Source material ::
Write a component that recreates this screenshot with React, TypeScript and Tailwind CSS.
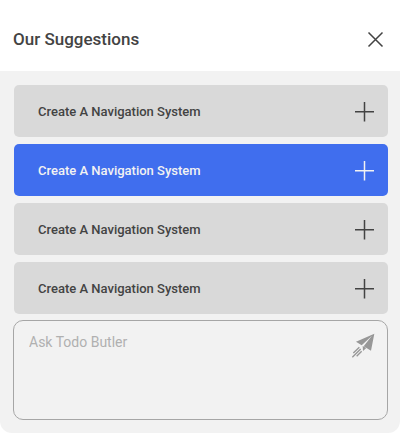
import { useState } from "react";

const suggestions = [
  "Create A Navigation System",
  "Create A Navigation System",
  "Create A Navigation System",
  "Create A Navigation System",
];

function CloseIcon() {
  return (
    <svg width="17" height="17" viewBox="0 0 17 17" fill="none" stroke="currentColor" strokeWidth="1.5" aria-hidden="true">
      <path d="M1.5 1.5L15.5 15.5M15.5 1.5L1.5 15.5" />
    </svg>
  );
}

function PlusIcon() {
  return (
    <svg width="21" height="21" viewBox="0 0 21 21" fill="none" stroke="currentColor" strokeWidth="1.5" aria-hidden="true">
      <path d="M11.5 1V20.5M2 10.7H21" />
    </svg>
  );
}

function SendIcon() {
  return (
    <svg width="24" height="26" viewBox="0 0 72 78" aria-hidden="true">
      <g fill="#979797">
        <path d="M70 2L15 26L32 37L63 8L38 40L60 53Z" />
        <path d="M35 39L36 54L46 45Z" />
      </g>
      <g stroke="#979797" strokeWidth="4" fill="none">
        <path d="M25 43L7 60M29 48L4 73M32 55L17 70" />
      </g>
    </svg>
  );
}

export default function App() {
  const [selected, setSelected] = useState(1);
  return (
    <main className="w-full overflow-hidden rounded-b-xl bg-[#f2f2f2] font-[Roboto,sans-serif] text-[#434343]">
      <header className="flex items-center justify-between bg-white pt-7 pr-4 pb-5 pl-3.25">
        <h1 className="text-[17px] leading-[23px] font-medium">Our Suggestions</h1>
        <button type="button" aria-label="Close">
          <CloseIcon />
        </button>
      </header>
      <section className="px-3 pt-3.5 pb-3.25">
        <ul className="flex flex-col gap-[7px] pl-0.5">
          {suggestions.map((label, i) => (
            <li key={i}>
              <button
                type="button"
                onClick={() => setSelected(i)}
                className={
                  "flex h-13 w-full items-center justify-between rounded-[5px] pt-px pr-3.5 pl-6 text-left text-[13px] leading-5 font-medium " +
                  (i === selected ? "bg-[#406eee] text-[#f2f2f2]" : "bg-[#d9d9d9]")
                }
              >
                {label}
                <PlusIcon />
              </button>
            </li>
          ))}
        </ul>
        <form className="mt-1.5 ml-px flex h-25 items-start rounded-[10px] border border-[#a6a6a6] pt-[11px] pr-3 pl-[15px]">
          <textarea
            aria-label="Ask Todo Butler"
            placeholder="Ask Todo Butler"
            className="h-20 min-w-0 flex-1 resize-none bg-transparent text-sm leading-5 outline-none placeholder:text-[#b0b0b0]"
          />
          <button type="submit" aria-label="Send" className="pt-px">
            <SendIcon />
          </button>
        </form>
      </section>
    </main>
  );
}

Instruction ::
Retype each line of the listing above word for word. Exclude the pictures.

Output below ::
Write a component that recreates this screenshot with React, TypeScript and Tailwind CSS.
import { useState } from "react";

const suggestions = [
  "Create A Navigation System",
  "Create A Navigation System",
  "Create A Navigation System",
  "Create A Navigation System",
];

function CloseIcon() {
  return (
    <svg width="17" height="17" viewBox="0 0 17 17" fill="none" stroke="currentColor" strokeWidth="1.5" aria-hidden="true">
      <path d="M1.5 1.5L15.5 15.5M15.5 1.5L1.5 15.5" />
    </svg>
  );
}

function PlusIcon() {
  return (
    <svg width="21" height="21" viewBox="0 0 21 21" fill="none" stroke="currentColor" strokeWidth="1.5" aria-hidden="true">
      <path d="M11.5 1V20.5M2 10.7H21" />
    </svg>
  );
}

function SendIcon() {
  return (
    <svg width="24" height="26" viewBox="0 0 72 78" aria-hidden="true">
      <g fill="#979797">
        <path d="M70 2L15 26L32 37L63 8L38 40L60 53Z" />
        <path d="M35 39L36 54L46 45Z" />
      </g>
      <g stroke="#979797" strokeWidth="4" fill="none">
        <path d="M25 43L7 60M29 48L4 73M32 55L17 70" />
      </g>
    </svg>
  );
}

export default function App() {
  const [selected, setSelected] = useState(1);
  return (
    <main className="w-full overflow-hidden rounded-b-xl bg-[#f2f2f2] font-[Roboto,sans-serif] text-[#434343]">
      <header className="flex items-center justify-between bg-white pt-7 pr-4 pb-5 pl-3.25">
        <h1 className="text-[17px] leading-[23px] font-medium">Our Suggestions</h1>
        <button type="button" aria-label="Close">
          <CloseIcon />
        </button>
      </header>
      <section className="px-3 pt-3.5 pb-3.25">
        <ul className="flex flex-col gap-[7px] pl-0.5">
          {suggestions.map((label, i) => (
            <li key={i}>
              <button
                type="button"
                onClick={() => setSelected(i)}
                className={
                  "flex h-13 w-full items-center justify-between rounded-[5px] pt-px pr-3.5 pl-6 text-left text-[13px] leading-5 font-medium " +
                  (i === selected ? "bg-[#406eee] text-[#f2f2f2]" : "bg-[#d9d9d9]")
                }
              >
                {label}
                <PlusIcon />
              </button>
            </li>
          ))}
        </ul>
        <form className="mt-1.5 ml-px flex h-25 items-start rounded-[10px] border border-[#a6a6a6] pt-[11px] pr-3 pl-[15px]">
          <textarea
            aria-label="Ask Todo Butler"
            placeholder="Ask Todo Butler"
            className="h-20 min-w-0 flex-1 resize-none bg-transparent text-sm leading-5 outline-none placeholder:text-[#b0b0b0]"
          />
          <button type="submit" aria-label="Send" className="pt-px">
            <SendIcon />
          </button>
        </form>
      </section>
    </main>
  );
}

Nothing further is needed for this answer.